NVMe cloud storage is a moving target because provider implementations, pricing models, and storage classes continue to evolve. This is one of those infrastructure topics worth revisiting whenever underlying inputs change.

Re-evaluate your choice when any of the following happens:

• your provider introduces a new premium storage tier or changes how IOPS and throughput are allocated
• your workload shifts from read-heavy to write-heavy, or from bursty to sustained
• you adopt a new database engine, search layer, or stateful Kubernetes pattern
• your cost profile changes and you need better storage-to-compute efficiency
• you move from single-instance hosting to clustered or replicated infrastructure
• backup, disaster recovery, or compliance requirements become stricter

The practical review process is straightforward:

1. Measure current storage latency, queue depth, and application response time.
2. Identify whether the slowdown is local disk, network-attached storage, database design, or cache miss behavior.
3. Test one representative workload on both standard SSD and NVMe-backed options.
4. Compare not just peak benchmarks, but sustained performance and tail latency.
5. Include snapshot, backup, and restore workflows in the evaluation.
6. Recalculate the total monthly cost of the full stack, not storage in isolation.

If recovery design is part of the change, pair storage reviews with broader resilience planning.
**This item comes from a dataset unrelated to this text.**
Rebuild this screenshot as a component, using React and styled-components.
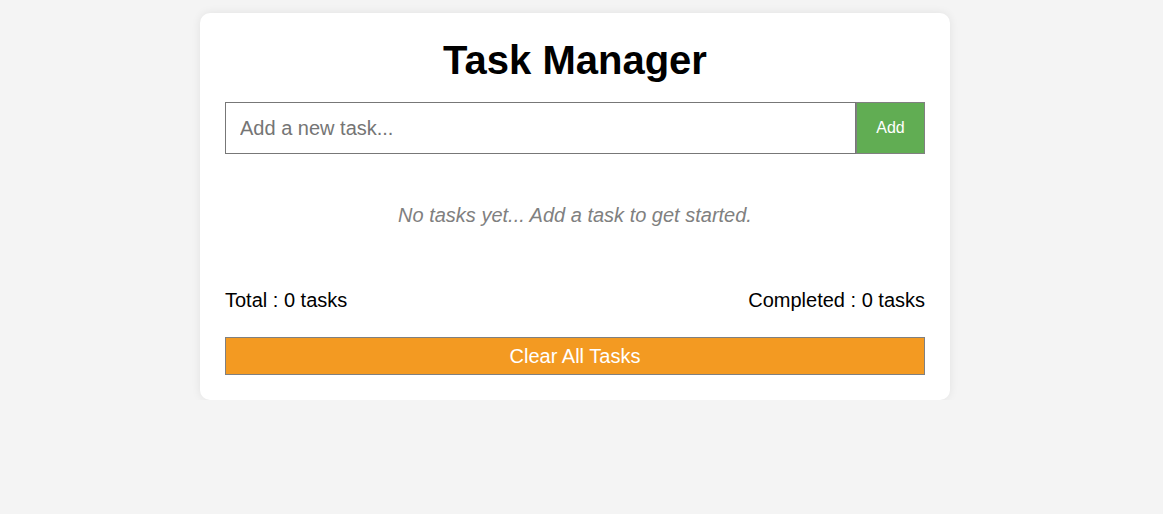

These guides can help: Disaster Recovery as a Service Comparison and RPO vs RTO Calculator Guide.

The bottom line is simple. NVMe cloud storage is most valuable when your application is genuinely storage-sensitive and your provider’s implementation exposes that performance in a predictable, durable, and operationally manageable way. It is overkill when the workload is lightly transactional, heavily cached, or constrained somewhere else in the stack. If you treat NVMe as a targeted tool rather than a default upgrade, you will make better cloud hosting decisions and spend more of your budget where users can actually feel the difference.